At the beginning of the novel, Jem is an immature, naive child, who fears their reclusive neighbor Boo Radley. In chapter 1, Jem gives his animated description of their "malevolent" neighbor. Scout says,
"Jem gave a reasonable description of Boo: Boo was about six-and-a-half feet tall, judging from his tracks; he dined on raw squirrels and any cats he could catch, that’s why his hands were bloodstained—if you ate an animal raw, you could never wash the blood off. There was a long jagged scar that ran across his face; what teeth he had were yellow and rotten; his eyes popped, and he drooled most of the time" (Lee, 13).
In chapter 2, Jem again displays his childhood innocence by attempting to explain Miss Caroline's new way of teaching to Scout. However, Jem's explanation is completely wrong; he tells Scout:
"I’m just trying to tell you the new way they’re teachin‘ the first grade, stubborn. It’s the Dewey Decimal System" (Lee, 15).
As the novel progresses, Jem begins to mature and develop into an understanding, sympathetic boy. In chapter 14, he attempts to ease the tension between Scout and Aunt Alexandra by saying,
"Scout, try not to antagonize Aunty, hear" (Lee, 139). He elaborates on his reasoning by telling Scout, "Naw, it’s—he’s [Atticus] got a lot on his mind now, without us worrying him" (Lee, 139).
In the next chapter, Jem once again displays his maturity by loyally refusing to leave Atticus when the Old Sarum bunch surrounds him. When Atticus tells Jem to go home, Jem refuses to leave the scene. Scout says,
"We were accustomed to prompt, if not always cheerful acquiescence to Atticus’s instructions, but from the way he stood Jem was not thinking of budging" (Lee, 154).
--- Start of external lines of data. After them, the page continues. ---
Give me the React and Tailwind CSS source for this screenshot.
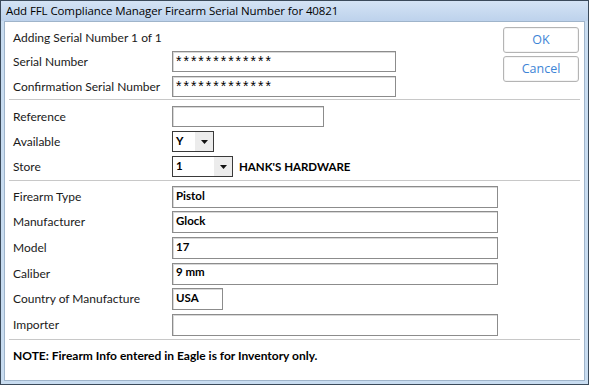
import React from "react";

const label = "text-[12px] text-[#1a1a1a] font-['Lato','Noto_Sans',sans-serif]";
const value = "text-[11.5px] font-bold text-black font-['Lato','Noto_Sans',sans-serif]";

function TextBox({ width, text, bold = true, height = "h-[21px]" }) {
    return (
        <div
            className={`${width} ${height} border border-[#8c8c8c] shadow-[inset_1px_1px_0_#d8d8d8] bg-white flex items-center px-[3px] pb-[3px]`}
        >
            <span className={bold ? value : "text-[14px] leading-[14px] text-black font-['Liberation_Sans',sans-serif] tracking-[2px] pt-[2px]"}>{text}</span>
        </div>
    );
}

function Select({ width, text }) {
    return (
        <div className={`${width} h-[21px] border border-[#3a3a3a] bg-white flex`}>
            <div className="flex-1 flex items-center px-[3px] pb-[2px]">
                <span className={value}>{text}</span>
            </div>
            <div className="w-[18px] bg-[#ececec] flex items-center justify-center">
                <svg width="7" height="4" viewBox="0 0 7 4">
                    <path d="M0 0h7L3.5 4z" fill="#111" />
                </svg>
            </div>
        </div>
    );
}

function Row({ name, children, h = "h-[25px]" }) {
    return (
        <div className={`flex items-center ${h}`}>
            <div className={`w-[167px] pl-[8px] ${label}`}>{name}</div>
            {children}
        </div>
    );
}

function Button({ children }) {
    return (
        <button className="w-[76px] h-[26px] rounded-[3px] border border-[#b4b4b4] bg-white text-[12.5px] text-[#3d84d6] font-['Open_Sans',sans-serif] shadow-[inset_0_0_0_1px_#f4f4f4]">
            {children}
        </button>
    );
}

export default function App() {
    return (
        <div className="w-[589px] h-[385px] border border-[#3b4a5a] bg-[#c8dcf0] flex flex-col">
            <div className="h-[20px] bg-gradient-to-b from-[#d4e3f4] to-[#bdd2ec] flex items-center pl-[5px]">
                <span className="text-[11.5px] text-black font-['Open_Sans',sans-serif] tracking-[-0.1px]">
                    Add FFL Compliance Manager Firearm Serial Number for 40821
                </span>
            </div>
            <div className="flex-1 mx-[3px] mb-[3px] bg-white border border-[#9fb4ca] flex flex-col pr-[4px]">
                <div className="flex">
                    <div className="flex-1 pt-[5px]">
                        <div className={`h-[22px] flex items-center pl-[8px] ${label}`}>Adding Serial Number 1 of 1</div>
                        <Row name="Serial Number">
                            <TextBox width="w-[224px]" text="*************" bold={false} />
                        </Row>
                        <Row name="Confirmation Serial Number">
                            <TextBox width="w-[224px]" text="*************" bold={false} />
                        </Row>
                    </div>
                    <div className="flex flex-col gap-[3px] pt-[5px] pr-[1px]">
                        <Button>OK</Button>
                        <Button>Cancel</Button>
                    </div>
                </div>
                <div className="h-px bg-[#c8c8c8] ml-[4px]" />
                <div className="pt-[4px]">
                    <Row name="Reference">
                        <TextBox width="w-[152px]" text="" />
                    </Row>
                    <Row name="Available">
                        <Select width="w-[42px]" text="Y" />
                    </Row>
                    <Row name="Store">
                        <Select width="w-[61px]" text="1" />
                        <span className={`${value} ml-[6px]`}>HANK'S HARDWARE</span>
                    </Row>
                </div>
                <div className="h-px bg-[#c8c8c8] ml-[4px] mt-[1px]" />
                <div className="pt-[3px]">
                    <Row name="Firearm Type" h="h-[25.6px]">
                        <TextBox width="w-[326px]" height="h-[22px]" text="Pistol" />
                    </Row>
                    <Row name="Manufacturer" h="h-[25.6px]">
                        <TextBox width="w-[326px]" height="h-[22px]" text="Glock" />
                    </Row>
                    <Row name="Model" h="h-[25.6px]">
                        <TextBox width="w-[326px]" height="h-[22px]" text="17" />
                    </Row>
                    <Row name="Caliber" h="h-[25.6px]">
                        <TextBox width="w-[326px]" height="h-[22px]" text="9 mm" />
                    </Row>
                    <Row name="Country of Manufacture" h="h-[25.6px]">
                        <TextBox width="w-[51px]" height="h-[22px]" text="USA" />
                    </Row>
                    <Row name="Importer" h="h-[25.6px]">
                        <TextBox width="w-[326px]" height="h-[22px]" text="" />
                    </Row>
                </div>
                <div className="h-px bg-[#c8c8c8] ml-[4px] mt-[1px]" />
                <div className={`pl-[8px] pt-[7px] ${value} text-[12px]`}>
                    NOTE: Firearm Info entered in Eagle is for Inventory only.
                </div>
            </div>
        </div>
    );
}
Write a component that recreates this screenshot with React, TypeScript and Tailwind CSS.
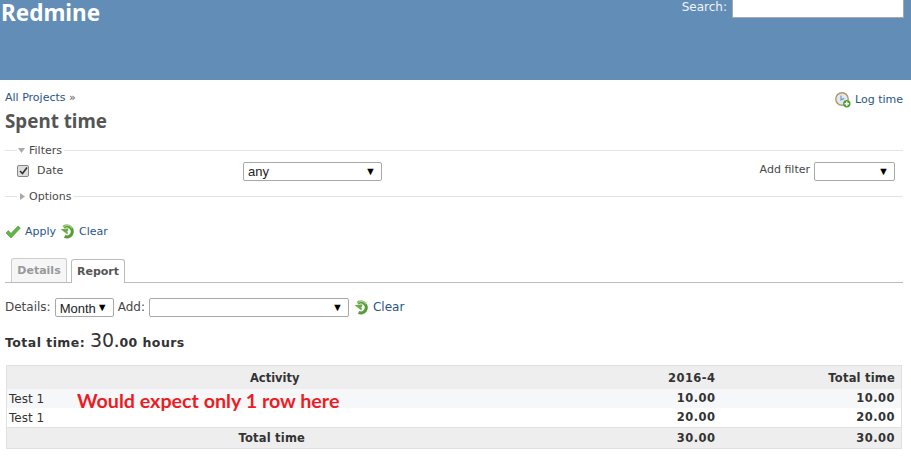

Following the Tom Robinson trial, Jem loses his childhood innocence and becomes jaded with Maycomb's racism. However, he gains sympathy for innocent, defenseless creatures. In chapter 25, when Scout is about to squash a harmless bug, Jem stops his sister. When Scout asks why she is not allowed to squash him, Jem says,
"Because they don’t bother you" (Lee, 242).